Ironically, Big Bill Broonzy always carried small bills to stuff in G-strings

As I have said many times before, I have a practice regimen that entails practicing certain keys on certain days of the week. I practice 2 keys per day, but on the Sabbath Day, I take a break, and if I practice, it is just playing tunes or whatever without any settled routine. On Monday, it is E & Bb. On Tuesday, A & Eb. There is a pattern to it — a method to my madness, if you will — that should be apparent to the casual observer. If you can’t see it, I’m not going to belabor the point. I don’t care to delve any deeper, at least not for the L7 — the uninitiated square. But if you were like, ‘of course, and then on Wednesday he would practice D & Ab,’ read on.

So, if this is Tuesday, it must be Belgium. I mean, it must be A & Eb. So, after playing the scales in 5 positions up the neck, I play the blues in those keys, also in 5 positions up the neck. As I play the chords I also throw in some licks using the blues scale. For blues in A you use the C pentatonic, and for blues in Eb, you use F# pentatonic. This is on the 12 bar blues progression, but since there is a classic 8 bar blues that is typically in the key of A, and since it is appropriately titled “Key to the Highway,” I will play this song as part of my practice on Tuesday.
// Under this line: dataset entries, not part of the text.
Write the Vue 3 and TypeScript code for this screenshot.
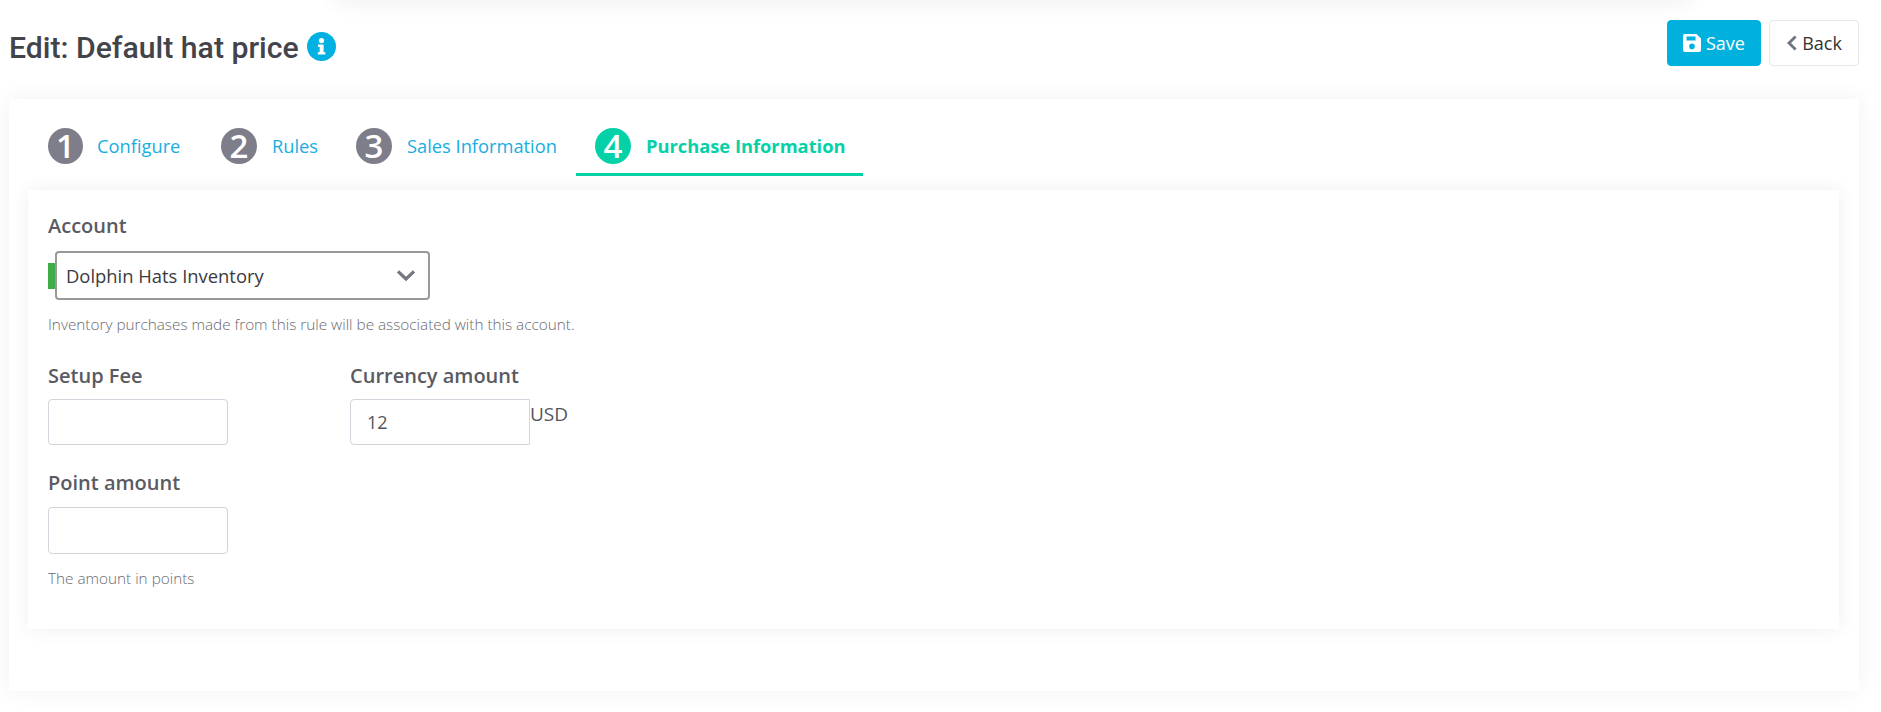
<script setup lang="ts">
interface Step { n: number; label: string; active?: boolean }
const steps: Step[] = [
  { n: 1, label: 'Configure' },
  { n: 2, label: 'Rules' },
  { n: 3, label: 'Sales Information' },
  { n: 4, label: 'Purchase Information', active: true },
]
</script>

<template>
  <div class="page">
    <div class="top-shadow"></div>
    <header class="header">
      <div class="title-wrap">
        <h1 class="title">Edit: Default hat price</h1>
        <svg class="info" viewBox="0 0 29 29" width="29" height="29" aria-hidden="true">
          <circle cx="14.5" cy="14.5" r="14.5" fill="#00b1e1" />
          <circle cx="14.5" cy="8.6" r="2.6" fill="#fff" />
          <path d="M11 12.6h5.6v7.6H18.4v2.4H10.8v-2.4h1.9v-5.2H11z" fill="#fff" />
        </svg>
      </div>
      <div class="actions">
        <button class="btn btn-save" type="button">
          <svg viewBox="0 0 18 18" width="18" height="18" aria-hidden="true">
            <path fill-rule="evenodd" fill="#fff" d="M2 0h11.5L18 4.5V16a2 2 0 0 1-2 2H2a2 2 0 0 1-2-2V2a2 2 0 0 1 2-2zM3.5 2.6v4h9v-4zM9 9.6a2.8 2.8 0 1 0 0 5.6 2.8 2.8 0 0 0 0-5.6z" />
          </svg>
          Save
        </button>
        <button class="btn btn-back" type="button">
          <svg viewBox="0 0 12 16" width="12" height="16" aria-hidden="true">
            <path d="M9.6 1.6 3 8l6.6 6.4" fill="none" stroke="#6f7480" stroke-width="2.8" />
          </svg>
          Back
        </button>
      </div>
    </header>

    <main class="outer">
      <nav class="tabs">
        <div v-for="s in steps" :key="s.n" class="tab" :class="{ active: s.active, narrow: s.n === 1 }">
          <span class="num">{{ s.n }}</span>
          <span class="tab-label">{{ s.label }}</span>
        </div>
      </nav>

      <section class="inner">
        <label class="label first">Account</label>
        <div class="select-row">
          <span class="bar"></span>
          <div class="select">
            <span>Dolphin Hats Inventory</span>
            <svg viewBox="0 0 18 12" width="20" height="13" aria-hidden="true">
              <path d="M1.6 2.2 9 9.2l7.4-7" fill="none" stroke="#74777f" stroke-width="3" />
            </svg>
          </div>
        </div>
        <p class="help first-help">Inventory purchases made from this rule will be associated with this account.</p>

        <div class="row">
          <div class="field setup">
            <label class="label">Setup Fee</label>
            <div class="input short"></div>
          </div>
          <div class="field">
            <label class="label">Currency amount</label>
            <div class="currency">
              <div class="input short cur-input">12</div>
              <span class="usd">USD</span>
            </div>
          </div>
        </div>

        <div class="field point">
          <label class="label">Point amount</label>
          <div class="input"></div>
        </div>
        <p class="help second-help">The amount in points</p>
      </section>
    </main>
  </div>
</template>

<style scoped>
.page {
  position: relative;
  width: 1881px;
  height: 712px;
  background: #fff;
  overflow: hidden;
  font-family: "Open Sans", "Noto Sans", sans-serif;
  color: #3f3f46;
}
.top-shadow {
  position: absolute;
  left: 335px;
  right: 190px;
  top: -20px;
  height: 20px;
  box-shadow: 0 2px 22px rgba(0, 0, 0, 0.07);
}
.header {
  display: flex;
  justify-content: space-between;
  height: 99px;
  padding: 20px 22px 0 9px;
  box-sizing: border-box;
}
.title-wrap {
  display: flex;
  align-items: flex-start;
  gap: 8px;
  padding-top: 12px;
}
.title {
  margin: 0;
  font-family: Roboto, sans-serif;
  font-size: 30.2px;
  font-weight: 500;
  line-height: 32px;
  color: #43434b;
}
.actions { display: flex; gap: 8px; align-items: flex-start; }
.btn {
  display: flex;
  align-items: center;
  justify-content: center;
  height: 46px;
  box-sizing: border-box;
  border-radius: 4px;
  font-family: "Open Sans", sans-serif;
  font-size: 18px;
  padding: 0;
}
.btn-save {
  width: 94px;
  gap: 5px;
  background: #00b1dd;
  border: 1px solid #00b1dd;
  color: #fff;
}
.btn-back {
  width: 90px;
  gap: 4px;
  background: #fff;
  border: 1px solid #e8e8f1;
  color: #333;
}
.outer {
  margin-left: 9px;
  width: 1850px;
  height: 592px;
  padding: 20px 20px 0 19px;
  box-sizing: border-box;
  background: #fff;
  box-shadow: 0 0 22px rgba(0, 0, 0, 0.06);
}
.tabs {
  display: grid;
  grid-template-columns: 173px 135px 239px 287px;
  height: 57px;
  margin-left: 1px;
}
.tab {
  display: flex;
  align-items: flex-start;
  gap: 15px;
  padding: 9px 0 0 19px;
  box-sizing: border-box;
  height: 57px;
  border-bottom: 3px solid transparent;
}
.tab.narrow { gap: 14px; }
.tab.narrow .num { width: 35px; }
.tab.active { border-bottom-color: #05d1a8; }
.num {
  width: 36px;
  height: 36px;
  border-radius: 50%;
  background: #7d7e8a;
  color: #fff;
  font-size: 33px;
  font-weight: 600;
  line-height: 36px;
  text-align: center;
  flex: none;
}
.tab.active .num { background: #05d1a8; }
.tab-label {
  font-size: 18.3px;
  line-height: 36px;
  color: #17aee0;
}
.tab.active .tab-label { color: #05d1a8; font-weight: 700; }
.inner {
  margin-top: 14px;
  height: 439px;
  padding: 23px 20px 0;
  box-sizing: border-box;
  background: #fff;
  box-shadow: 0 0 18px rgba(0, 0, 0, 0.07);
}
.label {
  display: block;
  font-size: 20px;
  font-weight: 600;
  line-height: 26px;
  color: #5a5a62;
}
.select-row { display: flex; align-items: center; margin-top: 12px; }
.bar { width: 7px; height: 26px; background: #3fae49; }
.select {
  width: 375px;
  height: 49px;
  box-sizing: border-box;
  border: 2px solid #999;
  border-radius: 4px;
  display: flex;
  align-items: center;
  justify-content: space-between;
  padding: 0 12px 0 9px;
  font-size: 18.4px;
  color: #3a3a40;
  background: #fff;
}
.help {
  margin: 0;
  font-size: 15.3px;
  font-weight: 300;
  line-height: 20px;
  color: #6a6a71;
}
.first-help { margin-top: 14px; }
.row { display: flex; margin-top: 29px; }
.setup { width: 302px; }
.input {
  width: 180px;
  height: 47px;
  margin-top: 11px;
  box-sizing: border-box;
  border: 1px solid #d3d4dc;
  border-radius: 4px;
  background: #fff;
}
.input.short { height: 46px; margin-top: 10px; }
.currency { display: flex; align-items: flex-start; }
.cur-input {
  border-radius: 4px 0 0 4px;
  padding: 0 16px;
  font-size: 18px;
  line-height: 45px;
  color: #55555d;
}
.usd {
  margin-top: 12px;
  font-size: 19px;
  line-height: 26px;
  color: #55555d;
}
.point { margin-top: 25px; }
.second-help { margin-top: 14px; }
</style>

<style>
html, body { margin: 0; background: #fff; }
</style>
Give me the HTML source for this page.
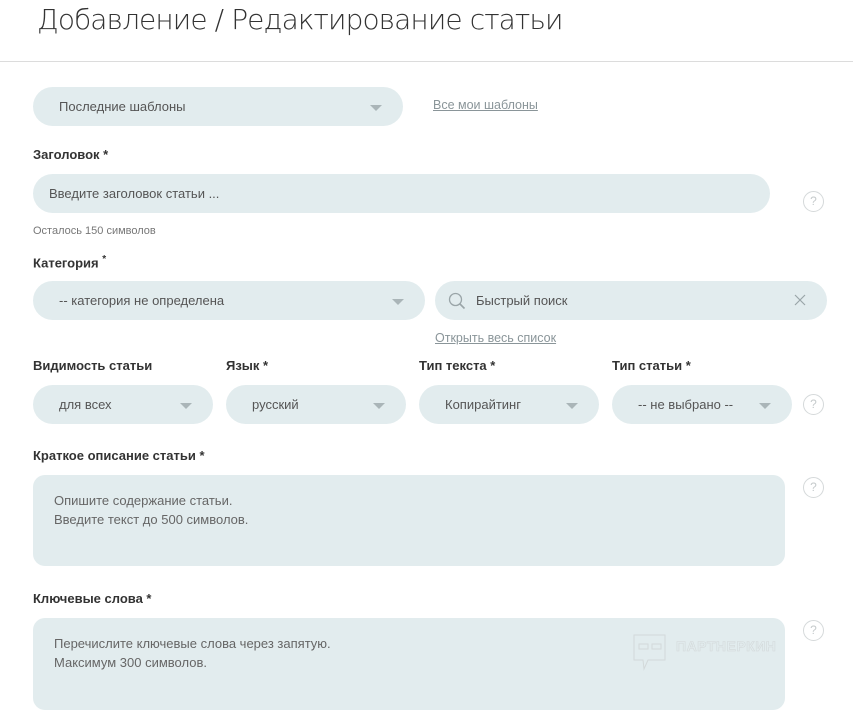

“Key to the Highway” was first recorded as a 12 bar blues in Chicago on February 23rd, 1940 by Charlie Segar. It was released later that year on the Vocalion label. Jazz Gillum and Big Bill Broonzy recorded it in 1940 and 1941, as an 8 bar blues, with the 1941 version, released under Big Bill Broonzy as singer, having the chord progression and 8 bar form that became the standard format for that tune in later versions. Big Bill Broonzy probably had the most input on the song writing, though even he admits that in those days you’d take a song and change it a little bit and come up with 50 versions, 50 songs based on the original song, that no one knew who had written.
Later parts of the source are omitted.